Cambridge Econometrics, forecast that London will be short of about 300,000 homes by 2010 as the number of households in London increases faster than the number of houses. They also estimate that the overall deficit between households and houses in the south east of England will grow from 49,000 in 2000 to 147,000 by 2010, despite the construction of a million more homes by 2010. This will lead to a continued increase in pressure from Government and developers on the planning community to release land for house building. Remembering that 11% of all new dwellings built in England between 1997 and 2000 were in areas defined as at flood risk by the Environment Agency, this could mean at least 110,000 additional houses in flood hazard areas in England by 2010.

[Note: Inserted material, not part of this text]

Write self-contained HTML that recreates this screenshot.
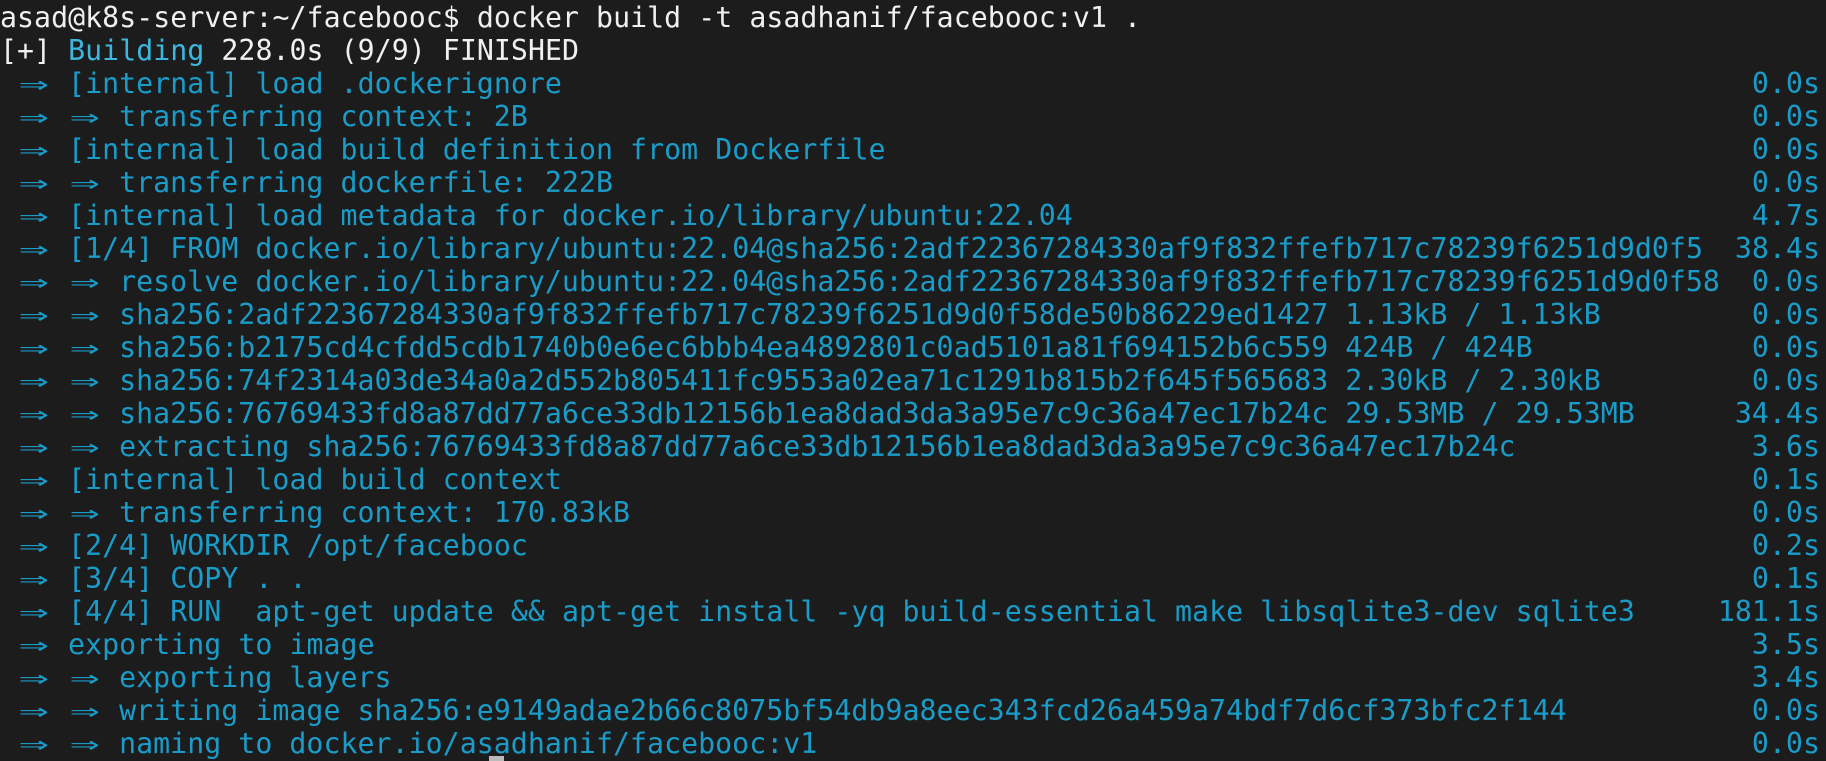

Insurers have been quietly gearing up for a withdrawal strategy, investing in better flood maps, and introducing new questions on proposal forms. If insurance cover is withdrawn it will no doubt cause much grief on the part of householders who find that their mortgages are foreclosed. On the other hand, how would posterity (and shareholders) judge the insurance industry if it continued to enable houses in hazardous areas to be built and sold by guaranteeing to provide flood cover when it knows that flooding will be increasingly inevitable? It could be argued that it is better to grasp the nettle now, if that is the only way to persuade the planning community in England and Wales to act more responsibly.
Withdrawal of insurance would have a number of serious problems for society:
Property values would reduce, and in some cases mortgages might be foreclosed leading to blight
Society has become dependent on the insurance industry to help it to recover from flooding, not only with claims payments, but also the ability of insurance loss adjusters to mobilise repair and restoration specialist companies, and provide alternative accommodation.